--- Pages as source code ---
[start]
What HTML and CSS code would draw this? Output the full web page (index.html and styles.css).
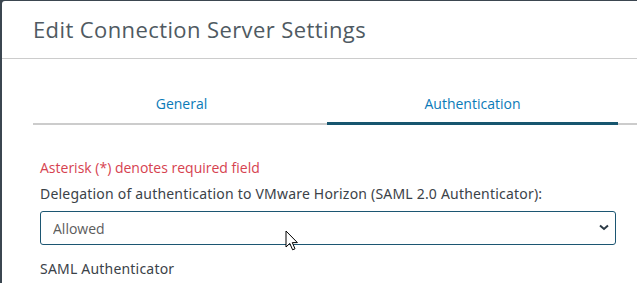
FILE: index.html
```html
<!DOCTYPE html>
<html lang="en">

<head>
    <meta charset="UTF-8">
    <meta name="viewport" content="width=device-width, initial-scale=1.0">
    <title>Edit Connection Server Settings</title>
    <link rel="stylesheet" href="styles.css">
</head>

<body>
    <div class="modal">
        <div class="modal-header">
            <h3 class="modal-title">Edit Connection Server Settings</h3>
        </div>

        <div class="modal-body">
            <!-- Zakładki -->
            <div class="tabs">
                <a class="tab">General</a>
                <a class="tab active">Authentication</a>
            </div>

            <div class="form">
                <p class="required-note">Asterisk (*) denotes required field</p>
                <label class="field-label" for="delegacja">Delegation of authentication to VMware Horizon (SAML 2.0 Authenticator):</label>
                <div class="select-wrap">
                    <select id="delegacja">
                        <option>Allowed</option>
                        <option>Disabled</option>
                        <option>Required</option>
                    </select>
                    <svg class="chevron" width="10" height="7" viewBox="0 0 10 7">
                        <path d="M1 1.5 L5 5 L9 1.5" fill="none" stroke="#2b3a45" stroke-width="2"/>
                    </svg>
                </div>
                <div class="section-label">SAML Authenticator</div>
            </div>
        </div>
    </div>

    <!-- Kursor myszy nad polem -->
    <svg class="cursor" width="14" height="22" viewBox="0 0 14 22">
        <path d="M1 1 L1 17 L4.8 13.4 L7.6 19.8 L10 18.8 L7.3 12.6 L12.4 12.6 Z" fill="#fff" stroke="#000" stroke-width="1" stroke-linejoin="round"/>
    </svg>
</body>

</html>
```

FILE: styles.css
```css
/* Tło za oknem */
body {
    margin: 0;
    padding: 0;
    height: 100vh;
    overflow: hidden;
    background-color: #3b4650;
    font-family: "Open Sans", "Noto Sans", sans-serif;
}

.modal {
    margin: 1px 0 0 2px;
    height: 100%;
    background-color: #fff;
    border-top-left-radius: 3px;
}

.modal-header {
    height: 57px;
    border-bottom: 1px solid #cccccc;
    padding-left: 31px;
    box-sizing: content-box;
}

.modal-title {
    margin: 0;
    padding-top: 13px;
    font-family: "Open Sans", sans-serif;
    font-weight: 400;
    font-size: 22px;
    letter-spacing: 0.4px;
    line-height: 30px;
    color: #4f5a62;
}

.modal-body {
    padding-left: 31px;
}

/* Zakładki */
.tabs {
    display: flex;
    margin-top: 24px;
    padding-left: 3px;
    box-shadow: inset 0 -2px 0 #cccccc;
}

.tab {
    width: 291px;
    padding: 11px 0;
    line-height: 20px;
    text-align: center;
    font-size: 14px;
    color: #0a7ab8;
    cursor: pointer;
}

.tab.active {
    box-shadow: inset 0 -3px 0 #17566f;
}

/* Formularz */
.form {
    padding-left: 7px;
    padding-right: 21px;
}

.required-note {
    margin: 33px 0 0;
    font-size: 14px;
    line-height: 20px;
    color: #d6424f;
}

.field-label {
    display: block;
    margin-top: 6px;
    font-family: "Noto Sans", sans-serif;
    font-size: 14px;
    letter-spacing: 0.2px;
    line-height: 20px;
    color: #3b4248;
}

.select-wrap {
    position: relative;
    margin-top: 7px;
}

select {
    width: 100%;
    height: 34px;
    padding: 0 12px;
    border: 1px solid #1c5672;
    border-radius: 3px;
    background-color: #fff;
    font-family: "Open Sans", sans-serif;
    font-size: 14px;
    color: #5c5c5c;
    appearance: none;
    -webkit-appearance: none;
    outline: none;
}

.chevron {
    position: absolute;
    right: 7px;
    top: 13px;
    pointer-events: none;
}

.section-label {
    margin-top: 14px;
    font-family: "Noto Sans", sans-serif;
    font-size: 14px;
    letter-spacing: 0.2px;
    line-height: 20px;
    color: #3b4248;
}

.cursor {
    position: absolute;
    left: 285px;
    top: 230px;
}
```
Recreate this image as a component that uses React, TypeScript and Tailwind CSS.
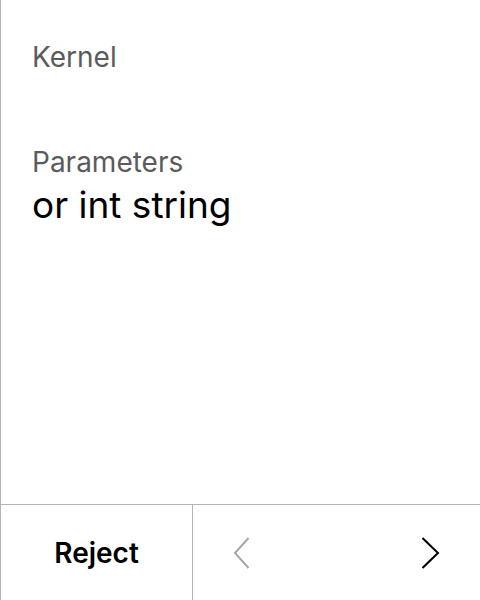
const font = { fontFamily: "Inter, 'Noto Sans', sans-serif" };

const ChevronLeft = ({ className }: { className?: string }) => (
  <svg width="18" height="34" viewBox="0 0 18 34" fill="none" className={className}>
    <path d="M15.5 2 L2 17 L15.5 32" stroke="currentColor" strokeWidth="2" />
  </svg>
);

const ChevronRight = ({ className }: { className?: string }) => (
  <svg width="18" height="34" viewBox="0 0 18 34" fill="none" className={className}>
    <path d="M0.5 2 L16 17 L0.5 32" stroke="currentColor" strokeWidth="2" />
  </svg>
);

export default function App() {
  return (
    <div
      className="flex h-[600px] w-[480px] flex-col border-l border-[#b4b4b4] bg-white"
      style={font}
    >
      <div className="flex-1 pl-[31px] pr-8 pt-[39px]">
        <div className="text-[28px] leading-[36px] text-[#5b5b5b]">Kernel</div>
        <div className="mt-[69px] text-[28px] leading-[36px] text-[#5b5b5b]">Parameters</div>
        <div className="text-[37px] leading-[49px] text-black">or int string</div>
      </div>
      <div className="flex h-[96px] border-t border-[#b4b4b4]">
        <button className="flex w-[192px] items-center justify-center border-r border-[#b4b4b4] text-[28px] font-semibold text-black">
          Reject
        </button>
        <div className="flex flex-1 items-center justify-between pl-[40px] pr-[40px]">
          <button className="text-[#a8a8a8]">
            <ChevronLeft />
          </button>
          <button className="text-black">
            <ChevronRight />
          </button>
        </div>
      </div>
    </div>
  );
}
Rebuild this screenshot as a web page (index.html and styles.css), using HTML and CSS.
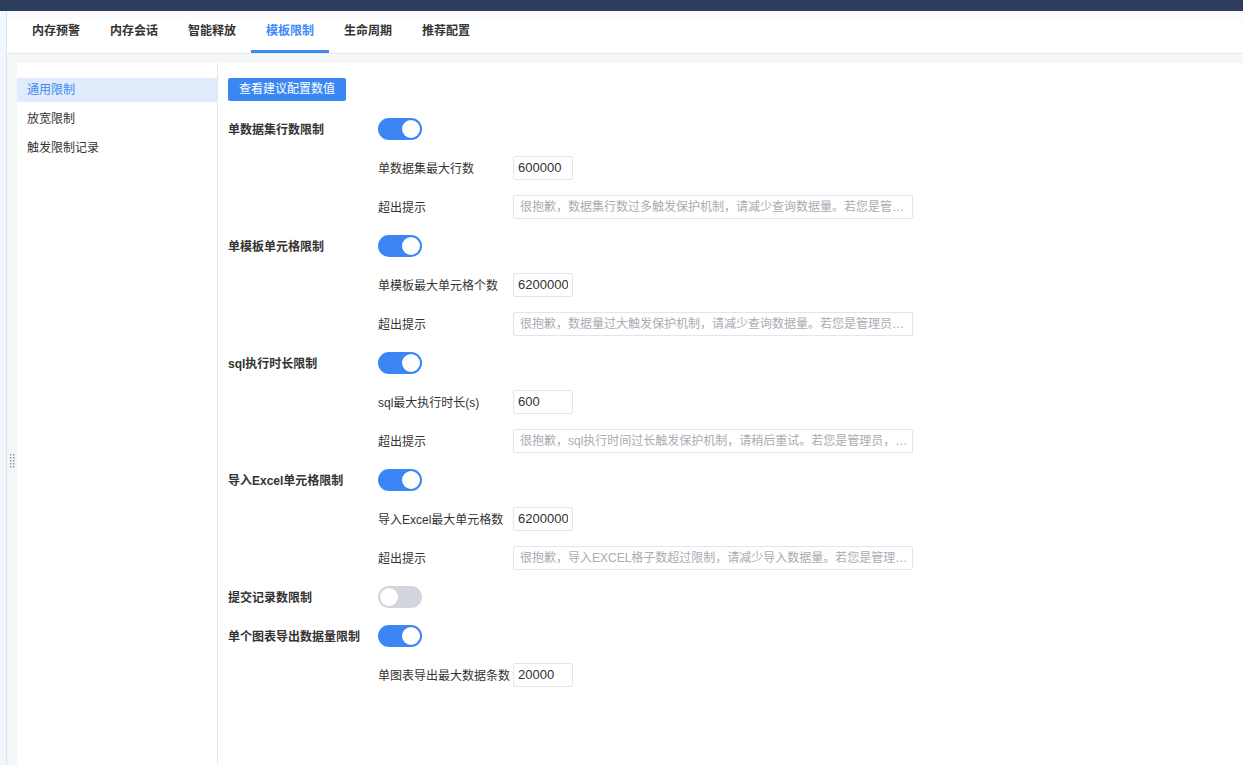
FILE: index.html
```html
<!DOCTYPE html>
<html lang="zh-CN">
<head>
<meta charset="utf-8">
<title>模板限制</title>
<link rel="stylesheet" href="styles.css">
</head>
<body>
<div class="topbar"></div>
<div class="frame">
  <div class="edge"></div>
  <div class="page">
    <nav class="tabs">
      <div class="tab">内存预警</div>
      <div class="tab">内存会话</div>
      <div class="tab">智能释放</div>
      <div class="tab active">模板限制</div>
      <div class="tab">生命周期</div>
      <div class="tab">推荐配置</div>
    </nav>
    <div class="content">
      <div class="gutter">
        <svg class="grip" width="5" height="14" viewBox="0 0 5 14">
          <g fill="#8c98ab">
            <rect x="0" y="0" width="1.5" height="1.5"/><rect x="3" y="0" width="1.5" height="1.5"/>
            <rect x="0" y="3" width="1.5" height="1.5"/><rect x="3" y="3" width="1.5" height="1.5"/>
            <rect x="0" y="6" width="1.5" height="1.5"/><rect x="3" y="6" width="1.5" height="1.5"/>
            <rect x="0" y="9" width="1.5" height="1.5"/><rect x="3" y="9" width="1.5" height="1.5"/>
            <rect x="0" y="12" width="1.5" height="1.5"/><rect x="3" y="12" width="1.5" height="1.5"/>
          </g>
        </svg>
      </div>
      <div class="panel">
        <aside class="side">
          <div class="side-item active">通用限制</div>
          <div class="side-item">放宽限制</div>
          <div class="side-item">触发限制记录</div>
        </aside>
        <main class="main">
          <button class="btn" type="button">查看建议配置数值</button>
          <div class="rows">
            <div class="row"><span class="label">单数据集行数限制</span><span class="switch on"></span></div>
            <div class="row sub"><span class="sublabel">单数据集最大行数</span><input class="num" value="600000"></div>
            <div class="row sub"><span class="sublabel">超出提示</span><input class="msg" placeholder="很抱歉，数据集行数过多触发保护机制，请减少查询数据量。若您是管理员，可调整相关配置。"></div>

            <div class="row"><span class="label">单模板单元格限制</span><span class="switch on"></span></div>
            <div class="row sub"><span class="sublabel">单模板最大单元格个数</span><input class="num" value="6200000"></div>
            <div class="row sub"><span class="sublabel">超出提示</span><input class="msg" placeholder="很抱歉，数据量过大触发保护机制，请减少查询数据量。若您是管理员，可调整相关配置。"></div>

            <div class="row"><span class="label">sql执行时长限制</span><span class="switch on"></span></div>
            <div class="row sub"><span class="sublabel">sql最大执行时长(s)</span><input class="num" value="600"></div>
            <div class="row sub"><span class="sublabel">超出提示</span><input class="msg" placeholder="很抱歉，sql执行时间过长触发保护机制，请稍后重试。若您是管理员，可调整相关配置。"></div>

            <div class="row"><span class="label">导入Excel单元格限制</span><span class="switch on"></span></div>
            <div class="row sub"><span class="sublabel">导入Excel最大单元格数</span><input class="num" value="6200000"></div>
            <div class="row sub"><span class="sublabel">超出提示</span><input class="msg" placeholder="很抱歉，导入EXCEL格子数超过限制，请减少导入数据量。若您是管理员，可调整相关配置。"></div>

            <div class="row"><span class="label">提交记录数限制</span><span class="switch"></span></div>

            <div class="row"><span class="label">单个图表导出数据量限制</span><span class="switch on"></span></div>
            <div class="row sub"><span class="sublabel">单图表导出最大数据条数</span><input class="num" value="20000"></div>
          </div>
        </main>
      </div>
    </div>
  </div>
</div>
</body>
</html>
```

FILE: styles.css
```css
* { box-sizing: border-box; }
html, body { height: 100%; }
body {
  margin: 0;
  font-family: "Liberation Sans", "Noto Sans CJK SC", sans-serif;
  font-size: 12px;
  color: #333;
  display: flex;
  flex-direction: column;
  overflow: hidden;
  background: #fff;
}
.topbar { height: 11px; background: #2c3d5b; flex: none; }
.frame { flex: 1; display: flex; min-height: 0; }
.edge { width: 7px; background: #f2f6fd; border-right: 1px solid #dfe3ea; flex: none; }
.page { flex: 1; display: flex; flex-direction: column; min-width: 0; }
.tabs {
  height: 43px;
  flex: none;
  display: flex;
  padding-left: 10px;
  border-bottom: 1px solid #e6e8ec;
  background: linear-gradient(#f7f8fa, #fff 12px);
}
.tab {
  width: 78px;
  text-align: center;
  font-weight: bold;
  font-size: 12px;
  line-height: 40px;
  color: #333;
  border-bottom: 3px solid transparent;
}
.tab.active { color: #3d8af7; border-bottom-color: #3d8af7; }
.content {
  flex: 1;
  display: flex;
  background: #f5f6f8;
  padding-top: 9px;
  min-height: 0;
}
.gutter { width: 10px; flex: none; padding-top: 391px; display: flex; justify-content: center; }
.grip { display: block; }
.panel { flex: 1; display: flex; background: #fff; min-width: 0; }
.side {
  width: 201px;
  flex: none;
  border-right: 1px solid #e6e8eb;
  padding-top: 15px;
}
.side-item {
  height: 24px;
  line-height: 24px;
  padding-left: 10px;
  margin-bottom: 5px;
  color: #333;
}
.side-item.active { background: #e0ebfb; color: #3d8af7; }
.main { flex: 1; padding: 15px 0 0 10px; }
.btn {
  display: block;
  height: 23px;
  padding: 0 11px;
  border: 0;
  border-radius: 2px;
  background: #3a87f3;
  color: #fff;
  font-family: inherit;
  font-size: 12px;
  line-height: 23px;
}
.rows { margin-top: 8px; }
.row { height: 39px; display: flex; align-items: center; }
.label { width: 150px; font-weight: bold; white-space: nowrap; }
.sub { padding-left: 150px; }
.sublabel { width: 135px; white-space: nowrap; }
.switch {
  position: relative;
  width: 44px;
  height: 22px;
  border-radius: 11px;
  background: #d2d5db;
}
.switch::after {
  content: "";
  position: absolute;
  top: 2px;
  left: 2px;
  width: 18px;
  height: 18px;
  border-radius: 50%;
  background: #fff;
}
.switch.on { background: #3b86f4; }
.switch.on::after { left: 24px; }
input {
  height: 24px;
  border: 1px solid #e3e5e9;
  border-radius: 2px;
  font-family: inherit;
  color: #333;
  outline: none;
  background: #fff;
}
.num { width: 60px; padding: 0 4px; font-size: 13px; }
.msg {
  width: 400px;
  padding: 0 2px 0 6px;
  font-size: 12px;
  text-overflow: ellipsis;
}
.msg::placeholder { color: #a9acb2; }
```
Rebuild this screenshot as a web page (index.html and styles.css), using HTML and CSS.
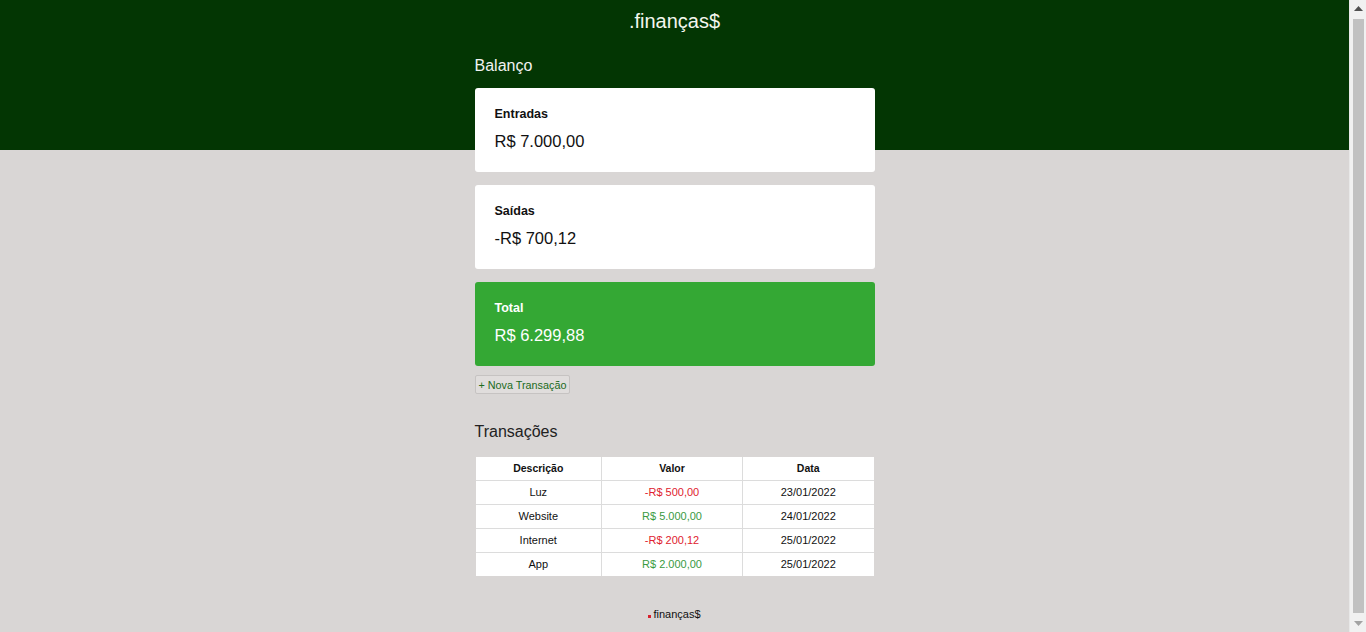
[end]
--- Exercise instructions ---
Scan the material above. Copy each line where "this" occurs.

--- Task solution ---
What HTML and CSS code would draw this? Output the full web page (index.html and styles.css).
Recreate this image as a component that uses React, TypeScript and Tailwind CSS.
Rebuild this screenshot as a web page (index.html and styles.css), using HTML and CSS.
Rebuild this screenshot as a web page (index.html and styles.css), using HTML and CSS.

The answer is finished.